**EXERCISE OBJECTIVE**
Wherever the string "React" appears in the listing, copy that line.

**AVAILABLE DATA**
———
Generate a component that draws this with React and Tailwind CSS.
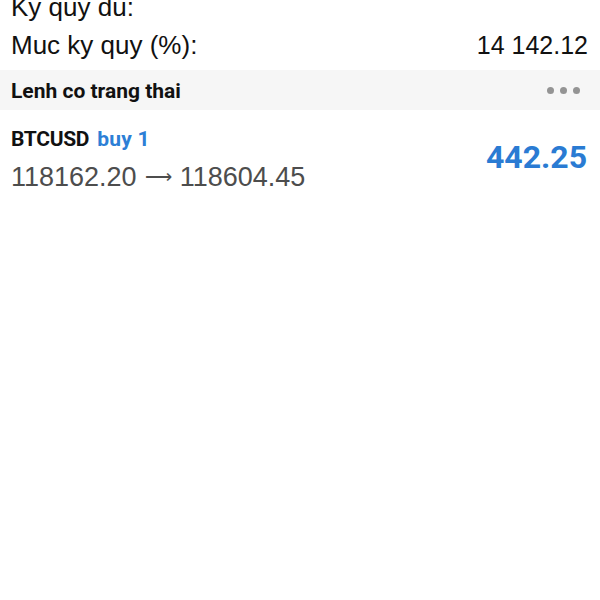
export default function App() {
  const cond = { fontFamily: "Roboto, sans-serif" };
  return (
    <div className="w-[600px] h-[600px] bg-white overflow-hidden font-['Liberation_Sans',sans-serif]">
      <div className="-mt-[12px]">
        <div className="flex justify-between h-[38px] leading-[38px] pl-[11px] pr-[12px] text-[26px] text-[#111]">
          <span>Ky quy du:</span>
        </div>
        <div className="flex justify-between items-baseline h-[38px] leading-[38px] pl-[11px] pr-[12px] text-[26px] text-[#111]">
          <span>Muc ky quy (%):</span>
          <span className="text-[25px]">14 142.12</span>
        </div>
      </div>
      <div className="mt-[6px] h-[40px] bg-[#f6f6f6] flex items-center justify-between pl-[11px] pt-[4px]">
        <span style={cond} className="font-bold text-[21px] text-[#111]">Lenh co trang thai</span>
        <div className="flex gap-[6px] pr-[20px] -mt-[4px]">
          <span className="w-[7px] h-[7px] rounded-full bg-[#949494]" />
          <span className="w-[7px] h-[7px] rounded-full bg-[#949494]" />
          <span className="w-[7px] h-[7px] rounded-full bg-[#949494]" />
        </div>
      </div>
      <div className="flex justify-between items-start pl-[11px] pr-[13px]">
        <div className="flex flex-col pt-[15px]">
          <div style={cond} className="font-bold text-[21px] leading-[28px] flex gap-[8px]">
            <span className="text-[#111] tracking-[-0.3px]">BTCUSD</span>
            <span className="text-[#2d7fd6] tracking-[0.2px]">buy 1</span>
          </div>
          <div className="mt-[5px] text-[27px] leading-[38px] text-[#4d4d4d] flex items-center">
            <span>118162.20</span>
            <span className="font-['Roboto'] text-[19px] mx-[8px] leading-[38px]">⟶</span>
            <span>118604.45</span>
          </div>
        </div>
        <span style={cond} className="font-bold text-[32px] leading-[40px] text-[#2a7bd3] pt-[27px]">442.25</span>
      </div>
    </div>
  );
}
———
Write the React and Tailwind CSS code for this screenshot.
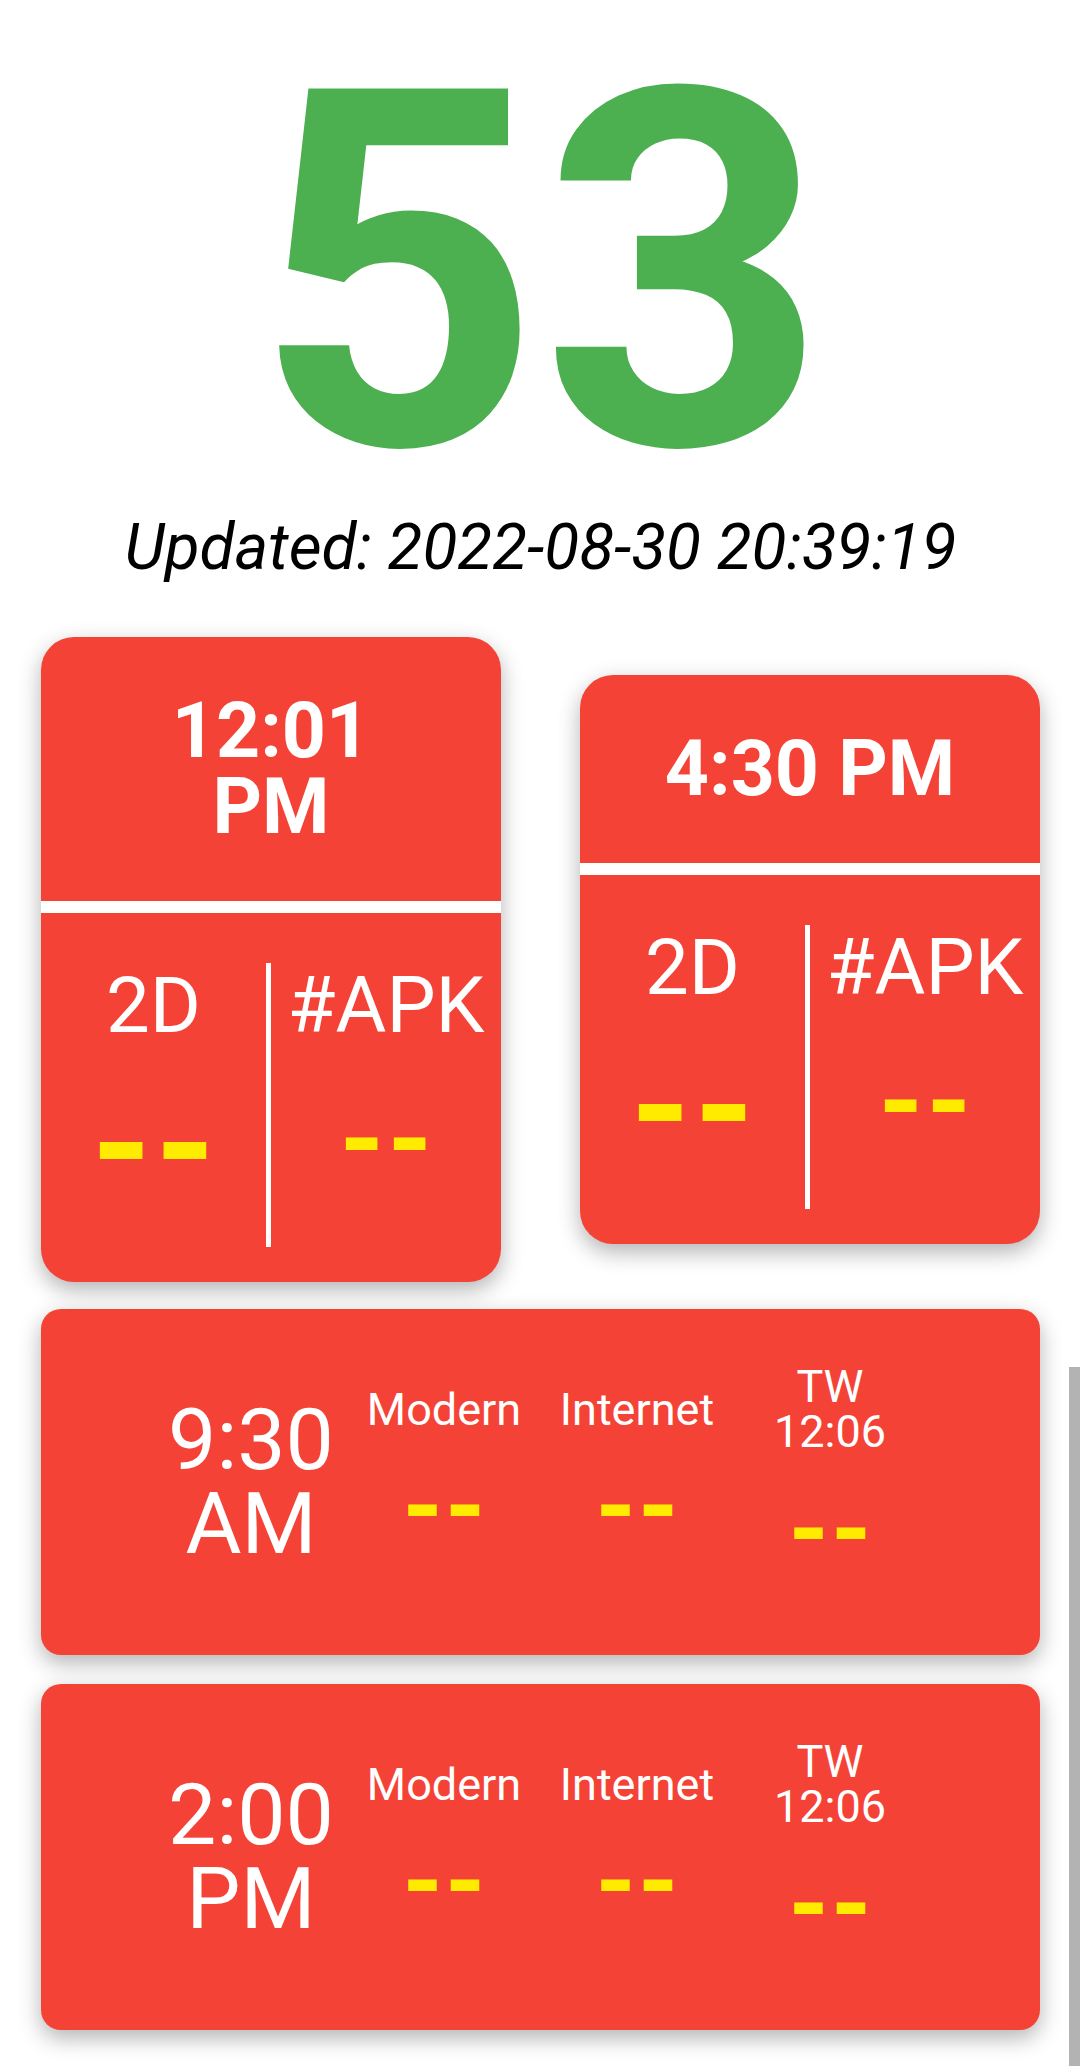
———
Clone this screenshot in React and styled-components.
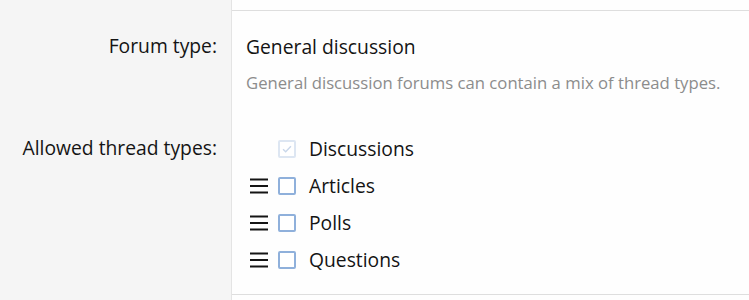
———
**RESULT BELOW**
Generate a component that draws this with React and Tailwind CSS.
Write the React and Tailwind CSS code for this screenshot.
Clone this screenshot in React and styled-components.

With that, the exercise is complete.